Un éclairage artificiel bien pensé doit épouser la lumière naturelle plutôt que la compenser. La gradation, la sectorisation et les commandes manuelles permettent d’ajuster finement les niveaux lumineux en fonction des usages.
Cette logique favorise un confort constant tout au long de la journée, sans surconsommation ni rupture d’ambiance. Dans les bâtiments publics, les bureaux ou les écoles, cette coordination devient un outil essentiel pour réduire la facture énergétique tout en améliorant la qualité des espaces.
4. Penser la maintenance lumineuse dès la conception
La lumière naturelle dépend aussi… de l’entretien. Or, dans de nombreux bâtiments, les vitrages sont placés dans des zones difficiles d’accès : façades hautes, lanterneaux, protections fixes qui empêchent tout nettoyage.

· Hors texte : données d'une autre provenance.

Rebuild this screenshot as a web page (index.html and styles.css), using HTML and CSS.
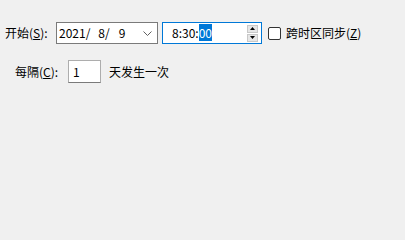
FILE: index.html
```html
<!DOCTYPE html>
<html>
<head>
<meta charset="utf-8">
<link rel="stylesheet" href="styles.css">
</head>
<body>
<div class="page">
  <div class="row row-start">
    <span class="label label-start">开始(<u>S</u>):</span>
    <div class="field date">
      <span class="date-text"><span>2021/</span><span class="dmonth">8/</span><span class="dday">9</span></span>
      <svg class="chevron" width="9" height="5" viewBox="0 0 9 5"><polyline points="0.5,0.5 4.5,4.5 8.5,0.5" fill="none" stroke="#606060" stroke-width="1"/></svg>
    </div>
    <div class="field time">
      <span class="time-text">8:30:<span class="sel">00</span></span>
      <div class="spin">
        <div class="spin-btn"><svg width="5" height="3" viewBox="0 0 5 3"><polygon points="2.5,0 5,3 0,3" fill="#000"/></svg></div>
        <div class="spin-btn"><svg width="5" height="3" viewBox="0 0 5 3"><polygon points="0,0 5,0 2.5,3" fill="#000"/></svg></div>
      </div>
    </div>
    <span class="check"></span>
    <span class="label check-label">跨时区同步(<u>Z</u>)</span>
  </div>
  <div class="row row-every">
    <span class="label label-every">每隔(<u>C</u>):</span>
    <div class="field num"><span>1</span></div>
    <span class="label unit">天发生一次</span>
  </div>
</div>
</body>
</html>
```
FILE: styles.css
```css
html, body {
  margin: 0;
  padding: 0;
  background: #f0f0f0;
}
body {
  width: 405px;
  height: 225px;
  overflow: hidden;
  font-family: "Noto Sans CJK SC", "Noto Sans", sans-serif;
  font-size: 12px;
  color: #000;
}
.page {
  display: flex;
  flex-direction: column;
}
.row {
  display: flex;
  align-items: center;
}
.row-start {
  margin-top: 22px;
  padding-left: 5px;
  height: 22px;
}
.label {
  white-space: nowrap;
  line-height: 16px;
}
.label u {
  text-underline-offset: 1px;
}
.label-start {
  width: 51px;
}
.field {
  box-sizing: border-box;
  height: 22px;
  background: #fff;
  display: flex;
  align-items: center;
}
.date {
  width: 102px;
  border: 1px solid #7a7a7a;
  padding-left: 2px;
  justify-content: space-between;
  padding-right: 5px;
}
.date-text, .time-text {
  white-space: pre;
  line-height: 16px;
}
.dmonth {
  margin-left: 8px;
}
.dday {
  margin-left: 9px;
}
.chevron {
  display: block;
}
.time {
  width: 100px;
  margin-left: 4px;
  border: 1px solid #0078d7;
  padding-left: 9px;
  padding-right: 3px;
  justify-content: space-between;
}
.sel {
  background: #0078d7;
  color: #fff;
}
.spin {
  display: flex;
  flex-direction: column;
  gap: 1px;
  width: 11px;
  height: 17px;
}
.spin-btn {
  flex: 1;
  background: #e6e6e6;
  border: 1px solid #c8c8c8;
  display: flex;
  align-items: center;
  justify-content: center;
}
.spin-btn svg {
  display: block;
}
.check {
  box-sizing: border-box;
  width: 13px;
  height: 13px;
  margin-left: 6px;
  border: 1px solid #333;
  border-radius: 2px;
  background: #fff;
}
.check-label {
  margin-left: 5px;
}
.row-every {
  margin-top: 16px;
  padding-left: 15px;
  height: 23px;
}
.label-every {
  width: 53px;
}
.num {
  width: 33px;
  height: 23px;
  border: 1px solid #adadad;
  border-bottom-color: #7a7a7a;
  padding-left: 4px;
}
.unit {
  margin-left: 8px;
}
```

Avec l’humidité, la poussière ou les particules en suspension, les surfaces vitrées s’encrassent rapidement. Elles laissent alors passer beaucoup moins de lumière qu’à l’origine.
Ce phénomène est largement sous-estimé. Pourtant, ses conséquences sont immédiates : baisse de visibilité, ambiance terne, dépendance accrue à l’éclairage artificiel, voire augmentation de la chaleur intérieure.
Anticiper des coursives, prévoir des ouvrants adaptés, intégrer des écarts entre protections et vitrage ou organiser un plan de maintenance régulier peut sembler secondaire, mais ces choix conditionnent la performance réelle du bâtiment au quotidien.
Une architecture lumineuse efficace n’est pas seulement une question de conception : c’est aussi une question d’entretien possible.

Source : AQC – LA LUMIÈRE DANS LES BÂTIMENTS EN GUYANE 12 ENSEIGNEMENTS À CONNAÎTRE
La maîtrise de la lumière en Guyane repose sur un équilibre précis entre orientation, protection solaire, éclairage artificiel et maintenance. En appliquant ces quatre principes dès les premières phases de projet, les acteurs du bâtiment peuvent améliorer le confort des occupants, limiter les surchauffes et réduire les consommations. Dans un territoire où la lumière est aussi intense que précieuse, concevoir avec justesse devient un véritable levier de performance et de résilience.